Updike praised for opposing county budget

Published 11:07 am Wednesday, May 30, 2012

To the Editor:

I’d like to take this opportunity to say thank you to Southampton County Newsoms District Supervisor Glenn Updike.

Though I am not a resident of his district, I want to applaud his vote against the $200 garbage fee for Southampton County. At least 600 residents and voters expressed on at least one petition our opposition to the fee.

Many county residents felt there were other means to address the budget shortfall. That said, as evident in social media and on the comment/opinion pages of The Tidewater News website, hundreds of voters in Southampton County continue to feel that our tax dollars are not being used effectively and efficiently.

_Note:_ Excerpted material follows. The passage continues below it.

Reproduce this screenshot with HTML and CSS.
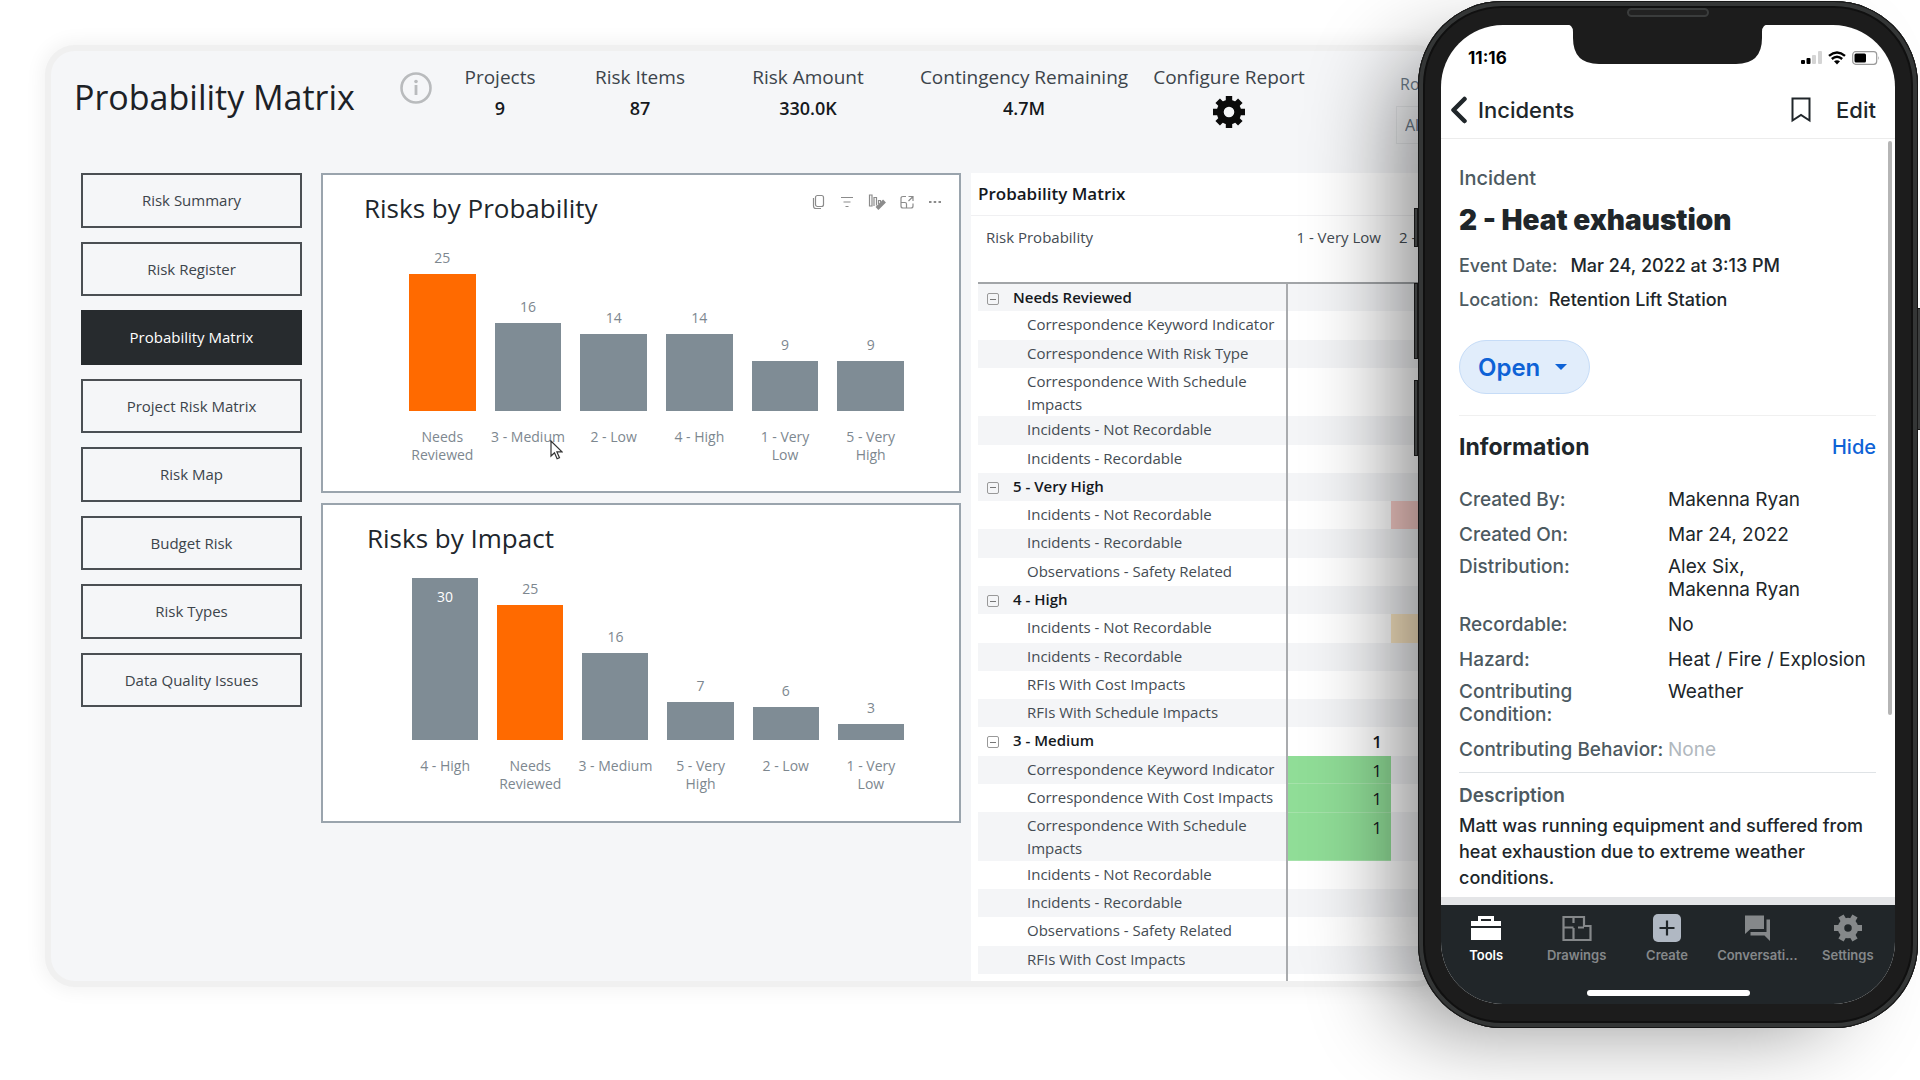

This burden of a trash fee will not be equally shared by all residents; it will be a burden on the residents who work hard to pay their taxes. The current outstanding balance of more than $708,000 in delinquent taxes paints a picture of how this fee will not generate revenue on an equally shared basis.

I am 100 percent against using tax revenue to fund any non-mandatory budget line item when a shortfall is present in the budget. A very basic review of the budget shows non-mandatory spending.

My favorite quotes from the May 25 article in The Tidewater News entitled “Supervisors vote 5-1 to support budget with $200 garbage fee article” were:

“If we don’t get well and take our medicine now, the county is going to die,” Supervisor Barry Porter said.

“We got ourselves in a hell of a lot of debt,” Supervisor Dr. Alan Edwards added. “We are on life support. We have a dead foot that needs cut off to save the rest of the body.”

Gentlemen, respectfully I ask, if this fiscal crisis is so bad that it requires me to pay this garbage fee, why was the budget not cut accordingly with the same urgency?

President George H.W. Bush is remembered time and time again for the tagline, “Read my lips, no new taxes.”

Perhaps some supervisors will be remembered with a tagline of “This fee is not a tax,” especially when re-election comes.